● The records:
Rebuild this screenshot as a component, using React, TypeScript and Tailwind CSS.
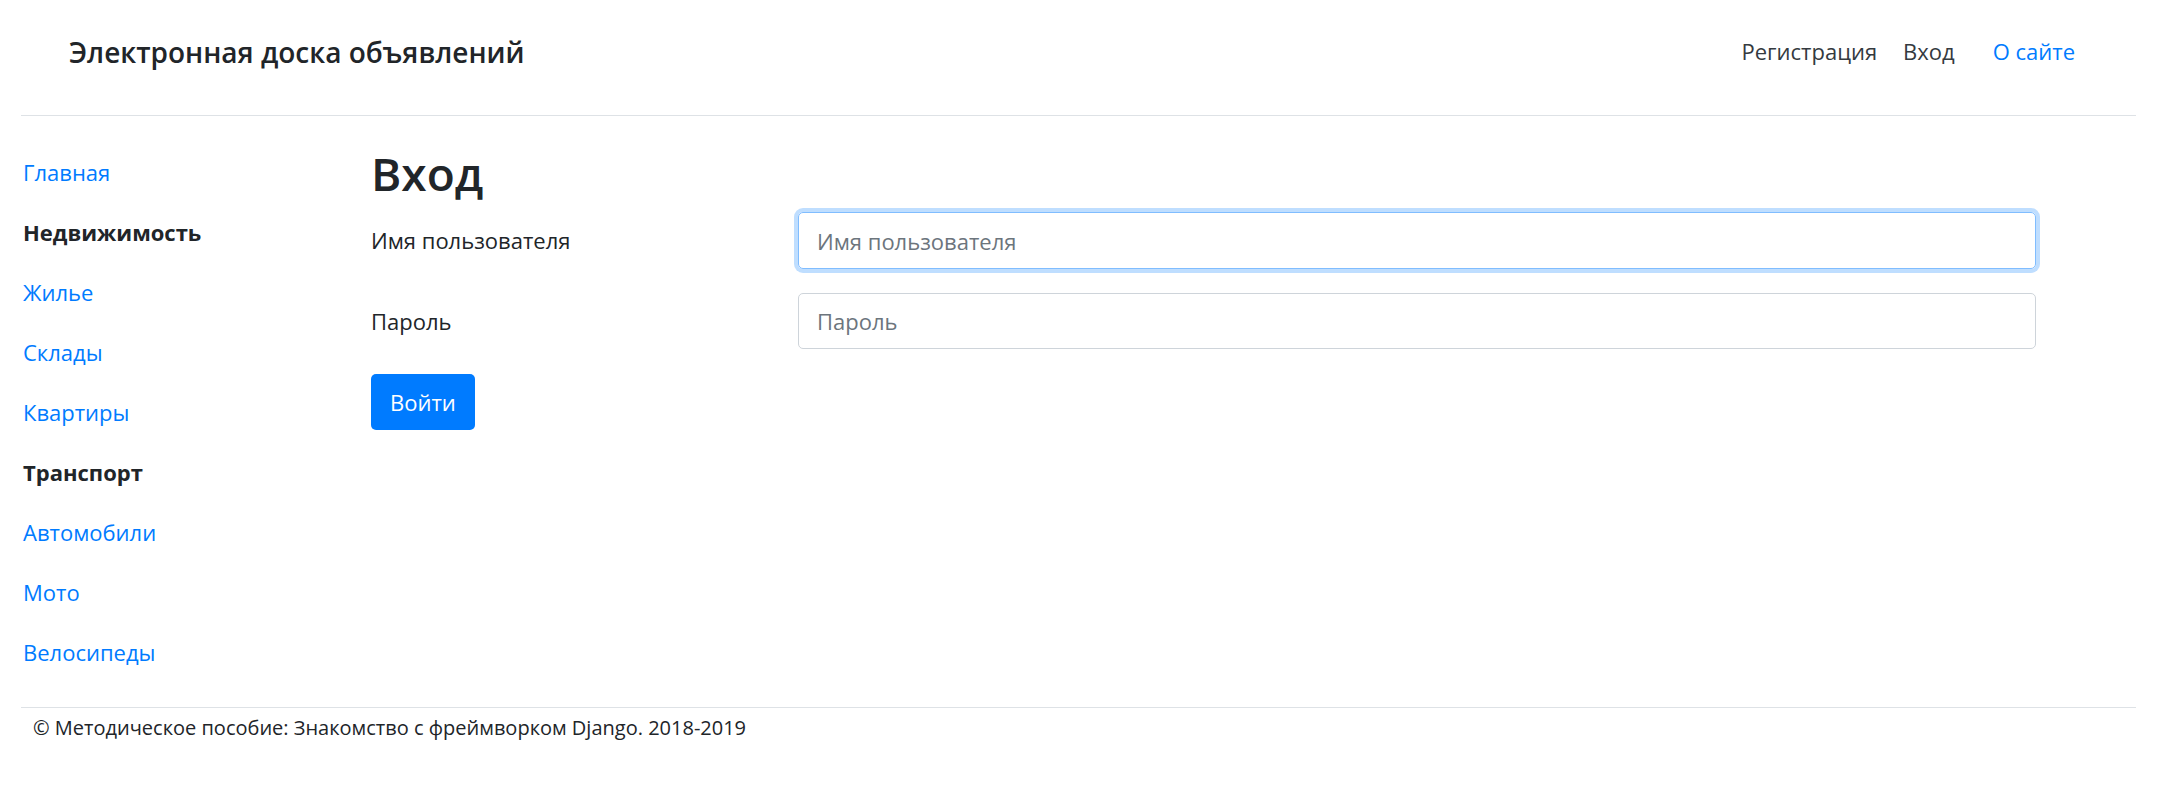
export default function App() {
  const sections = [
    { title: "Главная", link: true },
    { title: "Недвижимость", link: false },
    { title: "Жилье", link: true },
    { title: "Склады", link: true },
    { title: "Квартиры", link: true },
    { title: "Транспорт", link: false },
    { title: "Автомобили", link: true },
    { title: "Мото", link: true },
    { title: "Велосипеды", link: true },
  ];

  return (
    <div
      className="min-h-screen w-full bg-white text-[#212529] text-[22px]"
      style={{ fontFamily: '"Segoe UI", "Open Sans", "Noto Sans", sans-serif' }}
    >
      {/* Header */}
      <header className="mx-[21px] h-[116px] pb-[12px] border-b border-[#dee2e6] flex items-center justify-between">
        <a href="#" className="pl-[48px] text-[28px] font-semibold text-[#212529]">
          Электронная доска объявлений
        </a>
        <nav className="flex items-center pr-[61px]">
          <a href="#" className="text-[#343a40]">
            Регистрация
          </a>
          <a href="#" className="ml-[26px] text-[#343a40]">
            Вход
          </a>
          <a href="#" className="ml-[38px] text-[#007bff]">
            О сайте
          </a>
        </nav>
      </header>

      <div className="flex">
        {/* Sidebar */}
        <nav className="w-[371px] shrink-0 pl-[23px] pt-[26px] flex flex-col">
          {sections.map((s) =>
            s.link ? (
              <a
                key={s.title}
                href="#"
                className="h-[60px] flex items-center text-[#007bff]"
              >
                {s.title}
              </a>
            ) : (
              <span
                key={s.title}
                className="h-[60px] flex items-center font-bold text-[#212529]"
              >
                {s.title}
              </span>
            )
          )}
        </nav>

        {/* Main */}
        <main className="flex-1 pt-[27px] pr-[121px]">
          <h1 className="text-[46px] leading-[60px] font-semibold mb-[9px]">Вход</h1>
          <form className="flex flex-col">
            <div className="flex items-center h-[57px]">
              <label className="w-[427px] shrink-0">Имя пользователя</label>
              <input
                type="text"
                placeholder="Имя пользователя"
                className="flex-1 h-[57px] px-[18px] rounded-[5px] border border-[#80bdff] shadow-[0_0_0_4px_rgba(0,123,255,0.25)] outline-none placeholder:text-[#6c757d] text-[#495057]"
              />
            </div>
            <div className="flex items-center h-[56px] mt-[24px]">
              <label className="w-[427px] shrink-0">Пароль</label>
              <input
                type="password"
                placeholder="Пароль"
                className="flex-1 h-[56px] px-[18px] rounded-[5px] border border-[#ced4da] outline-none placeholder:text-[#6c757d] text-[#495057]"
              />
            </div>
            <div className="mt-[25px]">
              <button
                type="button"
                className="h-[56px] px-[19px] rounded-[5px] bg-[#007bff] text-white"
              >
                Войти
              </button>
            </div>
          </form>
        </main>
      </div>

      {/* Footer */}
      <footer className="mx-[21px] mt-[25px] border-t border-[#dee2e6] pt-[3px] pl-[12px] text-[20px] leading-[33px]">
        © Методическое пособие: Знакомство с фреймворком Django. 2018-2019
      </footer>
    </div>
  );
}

==

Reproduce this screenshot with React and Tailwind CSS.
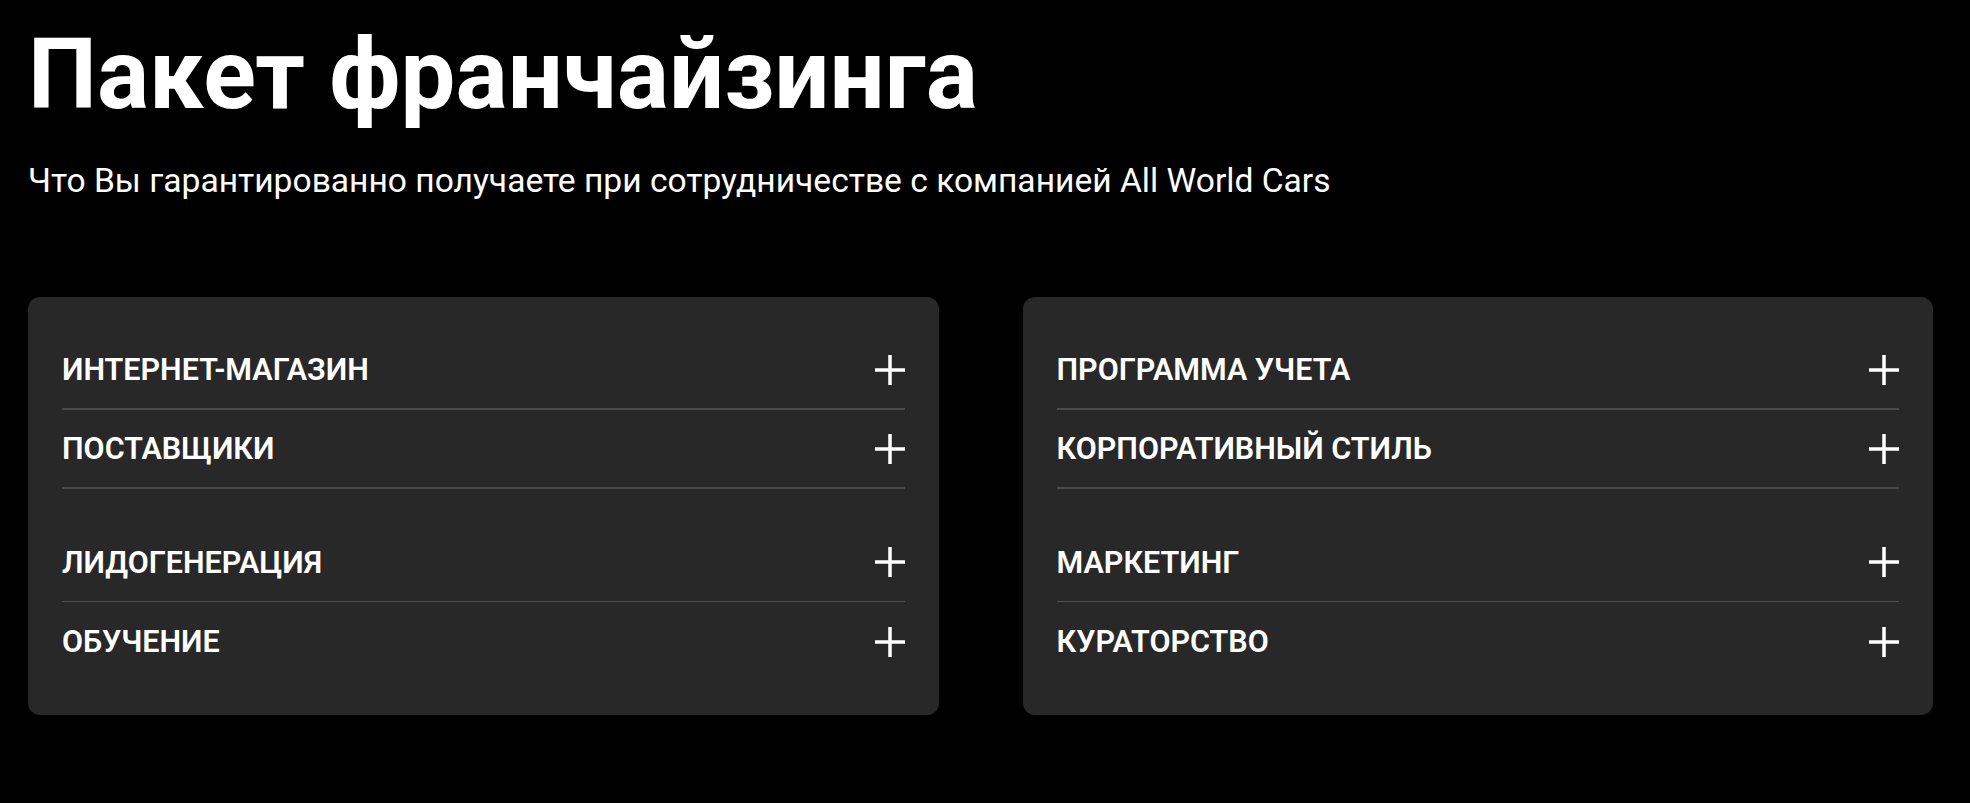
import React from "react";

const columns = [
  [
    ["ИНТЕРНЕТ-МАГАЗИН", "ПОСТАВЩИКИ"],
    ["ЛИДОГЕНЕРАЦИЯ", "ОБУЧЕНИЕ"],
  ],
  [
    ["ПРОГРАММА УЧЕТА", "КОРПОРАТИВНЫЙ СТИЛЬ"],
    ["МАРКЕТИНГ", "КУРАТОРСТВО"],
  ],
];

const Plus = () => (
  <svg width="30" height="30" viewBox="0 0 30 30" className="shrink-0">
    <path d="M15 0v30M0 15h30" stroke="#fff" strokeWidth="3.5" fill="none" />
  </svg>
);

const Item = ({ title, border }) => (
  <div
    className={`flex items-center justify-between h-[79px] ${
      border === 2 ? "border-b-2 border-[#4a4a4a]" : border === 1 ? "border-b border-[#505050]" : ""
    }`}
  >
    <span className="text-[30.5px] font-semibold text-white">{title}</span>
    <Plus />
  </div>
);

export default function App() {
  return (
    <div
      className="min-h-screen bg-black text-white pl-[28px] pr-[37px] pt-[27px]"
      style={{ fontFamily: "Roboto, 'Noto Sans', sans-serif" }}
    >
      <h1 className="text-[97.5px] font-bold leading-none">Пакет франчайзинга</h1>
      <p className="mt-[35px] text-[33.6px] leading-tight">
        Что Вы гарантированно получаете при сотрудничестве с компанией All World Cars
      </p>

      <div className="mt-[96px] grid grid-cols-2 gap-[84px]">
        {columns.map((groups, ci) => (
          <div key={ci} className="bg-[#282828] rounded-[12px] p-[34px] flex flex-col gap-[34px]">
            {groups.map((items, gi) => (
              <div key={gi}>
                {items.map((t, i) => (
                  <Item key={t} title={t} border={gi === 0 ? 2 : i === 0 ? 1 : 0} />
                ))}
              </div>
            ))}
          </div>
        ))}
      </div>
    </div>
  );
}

==

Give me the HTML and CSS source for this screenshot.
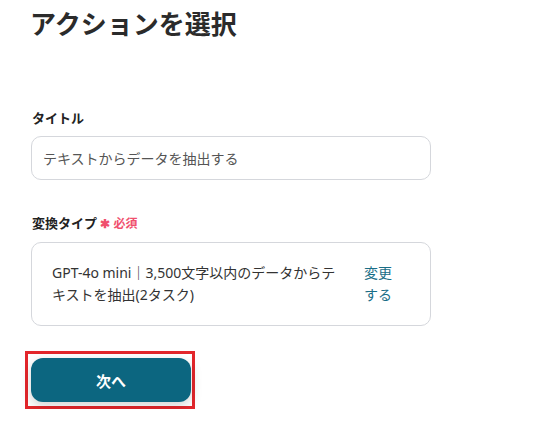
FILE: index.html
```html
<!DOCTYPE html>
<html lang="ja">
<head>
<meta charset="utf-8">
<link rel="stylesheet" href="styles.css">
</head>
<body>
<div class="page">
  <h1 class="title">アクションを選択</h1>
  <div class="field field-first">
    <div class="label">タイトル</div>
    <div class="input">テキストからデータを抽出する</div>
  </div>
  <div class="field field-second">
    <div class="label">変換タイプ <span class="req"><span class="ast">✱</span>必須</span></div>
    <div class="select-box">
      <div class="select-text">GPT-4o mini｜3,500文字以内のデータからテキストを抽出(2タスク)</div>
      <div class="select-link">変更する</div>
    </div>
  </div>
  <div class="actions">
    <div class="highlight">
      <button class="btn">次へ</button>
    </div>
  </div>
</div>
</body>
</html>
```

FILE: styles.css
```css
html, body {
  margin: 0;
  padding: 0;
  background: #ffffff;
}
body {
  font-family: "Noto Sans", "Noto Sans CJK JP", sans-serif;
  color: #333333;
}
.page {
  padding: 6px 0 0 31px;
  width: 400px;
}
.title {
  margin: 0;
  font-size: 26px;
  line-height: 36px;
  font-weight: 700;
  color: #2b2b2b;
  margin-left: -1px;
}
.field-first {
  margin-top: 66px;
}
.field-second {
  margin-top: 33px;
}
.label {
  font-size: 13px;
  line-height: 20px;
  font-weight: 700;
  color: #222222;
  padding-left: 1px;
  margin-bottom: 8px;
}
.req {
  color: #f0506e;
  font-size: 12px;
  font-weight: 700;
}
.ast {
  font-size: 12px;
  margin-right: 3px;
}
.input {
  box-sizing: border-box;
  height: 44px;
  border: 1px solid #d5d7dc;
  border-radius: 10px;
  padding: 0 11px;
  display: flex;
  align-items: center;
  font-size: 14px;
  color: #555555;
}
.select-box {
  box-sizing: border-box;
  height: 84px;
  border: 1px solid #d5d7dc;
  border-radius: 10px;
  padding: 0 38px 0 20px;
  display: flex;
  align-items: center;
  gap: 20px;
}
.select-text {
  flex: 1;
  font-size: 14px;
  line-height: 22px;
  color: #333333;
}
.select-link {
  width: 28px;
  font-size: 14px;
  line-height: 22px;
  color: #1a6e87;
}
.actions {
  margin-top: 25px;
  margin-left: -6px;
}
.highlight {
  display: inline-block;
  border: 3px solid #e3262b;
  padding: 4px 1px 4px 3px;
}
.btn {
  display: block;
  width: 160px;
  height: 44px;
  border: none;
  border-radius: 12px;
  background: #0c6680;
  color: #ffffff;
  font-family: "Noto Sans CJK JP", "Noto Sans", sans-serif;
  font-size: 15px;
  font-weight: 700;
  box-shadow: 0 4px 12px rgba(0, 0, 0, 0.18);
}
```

● Directive: Identify and extract each line of the listing that contains "React".

● Task response:
Rebuild this screenshot as a component, using React, TypeScript and Tailwind CSS.
Reproduce this screenshot with React and Tailwind CSS.
import React from "react";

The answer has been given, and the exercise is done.